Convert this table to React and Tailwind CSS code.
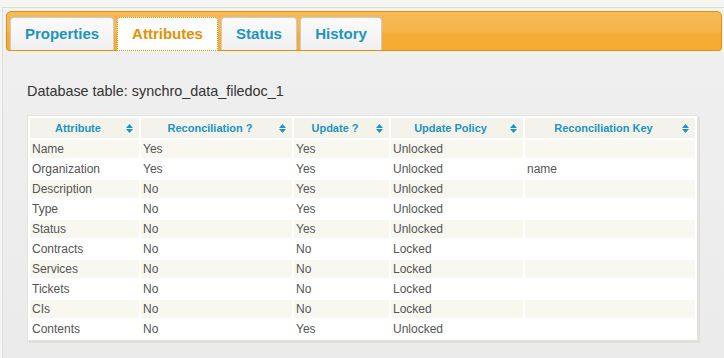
const tabs = [
  { label: "Properties", width: "w-[104px]" },
  { label: "Attributes", width: "w-[101px]", active: true },
  { label: "Status", width: "w-[76px]" },
  { label: "History", width: "w-[82px]" },
];

const columns = [
  { label: "Attribute", width: "w-[109px]" },
  { label: "Reconciliation ?", width: "w-[151px]" },
  { label: "Update ?", width: "w-[95px]" },
  { label: "Update Policy", width: "w-[132px]" },
  { label: "Reconciliation Key", width: "w-[170px]" },
];

const rows = [
  ["Name", "Yes", "Yes", "Unlocked", ""],
  ["Organization", "Yes", "Yes", "Unlocked", "name"],
  ["Description", "No", "Yes", "Unlocked", ""],
  ["Type", "No", "Yes", "Unlocked", ""],
  ["Status", "No", "Yes", "Unlocked", ""],
  ["Contracts", "No", "No", "Locked", ""],
  ["Services", "No", "No", "Locked", ""],
  ["Tickets", "No", "No", "Locked", ""],
  ["CIs", "No", "No", "Locked", ""],
  ["Contents", "No", "Yes", "Unlocked", ""],
];

function SortIcon() {
  return (
    <svg width="7" height="9" viewBox="0 0 7 9" className="shrink-0 mr-[6px]">
      <path d="M3.5 0 L7 4 L0 4 Z" fill="#1c94c4" />
      <path d="M0 5 L7 5 L3.5 9 Z" fill="#1c94c4" />
    </svg>
  );
}

export default function App() {
  return (
    <div
      className="w-[724px] h-[358px] overflow-hidden bg-[#f5f5f1] pt-[7px]"
      style={{ fontFamily: '"Liberation Sans", Arial, sans-serif' }}
    >
      <div className="h-full border-t border-[#dcdcd8] ml-[2px] border-l border-l-[#dddddd] bg-[linear-gradient(#f3f3f1_0px,#f3f3f1_43px,#efefef_44px,#ebebeb_100%)]">
        {/* Tab bar */}
        <div className="mt-[3px] ml-[3px] mr-[2px] h-[40px] rounded-t-[5px] rounded-b-[3px] border border-[#e78f08] bg-[linear-gradient(#f7ba58,#f6b54c_50%,#f5ac36_58%,#f5ab34)] flex items-end gap-[3px] pl-[3px]">
          {tabs.map((t) => (
            <div
              key={t.label}
              className={
                t.active
                  ? `${t.width} h-[34px] -mb-[1px] rounded-t-[4px] border border-dotted border-[#e78f08] bg-white flex items-center justify-center text-[15px] font-bold text-[#eb8f00]`
                  : `${t.width} h-[33px] rounded-t-[4px] border border-b-0 border-[#cccccc] bg-[linear-gradient(#fafafa,#f6f6f6_50%,#f0f0f0)] flex items-center justify-center text-[15px] font-bold text-[#1c94c4]`
              }
            >
              {t.label}
            </div>
          ))}
        </div>

        {/* Content */}
        <div className="pl-[24px] pt-[32px]">
          <p className="text-[14.4px] leading-[16px] text-[#333333]">
            Database table: synchro_data_filedoc_1
          </p>

          <div className="mt-[16px] w-[671px] bg-white border border-[#e4e4de] shadow-[2px_2px_0_#e0e0da]">
            <table className="table-fixed border-separate border-spacing-[2px] w-[669px]">
              <colgroup>
                {columns.map((c) => (
                  <col key={c.label} className={c.width} />
                ))}
              </colgroup>
              <thead>
                <tr>
                  {columns.map((c) => (
                    <th key={c.label} className="h-[20px] p-0 bg-[#f3f3ec]">
                      <div className="flex items-center">
                        <span className="flex-1 text-center text-[11px] font-bold text-[#1c94c4]">
                          {c.label}
                        </span>
                        <SortIcon />
                      </div>
                    </th>
                  ))}
                </tr>
              </thead>
              <tbody>
                {rows.map((r, i) => (
                  <tr key={r[0]}>
                    {r.map((cell, j) => (
                      <td
                        key={j}
                        className={`h-[18px] p-0 pl-[2px] text-[12px] leading-[18px] text-[#555555] ${
                          i % 2 === 0 ? "bg-[#f8f8f1]" : "bg-white"
                        }`}
                      >
                        {cell}
                      </td>
                    ))}
                  </tr>
                ))}
              </tbody>
            </table>
          </div>
        </div>
      </div>
    </div>
  );
}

**Your objective**
Copy all the data exactly as written, but skip any picture.

**Response**
Convert this table to React and Tailwind CSS code.
const tabs = [
  { label: "Properties", width: "w-[104px]" },
  { label: "Attributes", width: "w-[101px]", active: true },
  { label: "Status", width: "w-[76px]" },
  { label: "History", width: "w-[82px]" },
];

const columns = [
  { label: "Attribute", width: "w-[109px]" },
  { label: "Reconciliation ?", width: "w-[151px]" },
  { label: "Update ?", width: "w-[95px]" },
  { label: "Update Policy", width: "w-[132px]" },
  { label: "Reconciliation Key", width: "w-[170px]" },
];

const rows = [
  ["Name", "Yes", "Yes", "Unlocked", ""],
  ["Organization", "Yes", "Yes", "Unlocked", "name"],
  ["Description", "No", "Yes", "Unlocked", ""],
  ["Type", "No", "Yes", "Unlocked", ""],
  ["Status", "No", "Yes", "Unlocked", ""],
  ["Contracts", "No", "No", "Locked", ""],
  ["Services", "No", "No", "Locked", ""],
  ["Tickets", "No", "No", "Locked", ""],
  ["CIs", "No", "No", "Locked", ""],
  ["Contents", "No", "Yes", "Unlocked", ""],
];

function SortIcon() {
  return (
    <svg width="7" height="9" viewBox="0 0 7 9" className="shrink-0 mr-[6px]">
      <path d="M3.5 0 L7 4 L0 4 Z" fill="#1c94c4" />
      <path d="M0 5 L7 5 L3.5 9 Z" fill="#1c94c4" />
    </svg>
  );
}

export default function App() {
  return (
    <div
      className="w-[724px] h-[358px] overflow-hidden bg-[#f5f5f1] pt-[7px]"
      style={{ fontFamily: '"Liberation Sans", Arial, sans-serif' }}
    >
      <div className="h-full border-t border-[#dcdcd8] ml-[2px] border-l border-l-[#dddddd] bg-[linear-gradient(#f3f3f1_0px,#f3f3f1_43px,#efefef_44px,#ebebeb_100%)]">
        {/* Tab bar */}
        <div className="mt-[3px] ml-[3px] mr-[2px] h-[40px] rounded-t-[5px] rounded-b-[3px] border border-[#e78f08] bg-[linear-gradient(#f7ba58,#f6b54c_50%,#f5ac36_58%,#f5ab34)] flex items-end gap-[3px] pl-[3px]">
          {tabs.map((t) => (
            <div
              key={t.label}
              className={
                t.active
                  ? `${t.width} h-[34px] -mb-[1px] rounded-t-[4px] border border-dotted border-[#e78f08] bg-white flex items-center justify-center text-[15px] font-bold text-[#eb8f00]`
                  : `${t.width} h-[33px] rounded-t-[4px] border border-b-0 border-[#cccccc] bg-[linear-gradient(#fafafa,#f6f6f6_50%,#f0f0f0)] flex items-center justify-center text-[15px] font-bold text-[#1c94c4]`
              }
            >
              {t.label}
            </div>
          ))}
        </div>

        {/* Content */}
        <div className="pl-[24px] pt-[32px]">
          <p className="text-[14.4px] leading-[16px] text-[#333333]">
            Database table: synchro_data_filedoc_1
          </p>

          <div className="mt-[16px] w-[671px] bg-white border border-[#e4e4de] shadow-[2px_2px_0_#e0e0da]">
            <table className="table-fixed border-separate border-spacing-[2px] w-[669px]">
              <colgroup>
                {columns.map((c) => (
                  <col key={c.label} className={c.width} />
                ))}
              </colgroup>
              <thead>
                <tr>
                  {columns.map((c) => (
                    <th key={c.label} className="h-[20px] p-0 bg-[#f3f3ec]">
                      <div className="flex items-center">
                        <span className="flex-1 text-center text-[11px] font-bold text-[#1c94c4]">
                          {c.label}
                        </span>
                        <SortIcon />
                      </div>
                    </th>
                  ))}
                </tr>
              </thead>
              <tbody>
                {rows.map((r, i) => (
                  <tr key={r[0]}>
                    {r.map((cell, j) => (
                      <td
                        key={j}
                        className={`h-[18px] p-0 pl-[2px] text-[12px] leading-[18px] text-[#555555] ${
                          i % 2 === 0 ? "bg-[#f8f8f1]" : "bg-white"
                        }`}
                      >
                        {cell}
                      </td>
                    ))}
                  </tr>
                ))}
              </tbody>
            </table>
          </div>
        </div>
      </div>
    </div>
  );
}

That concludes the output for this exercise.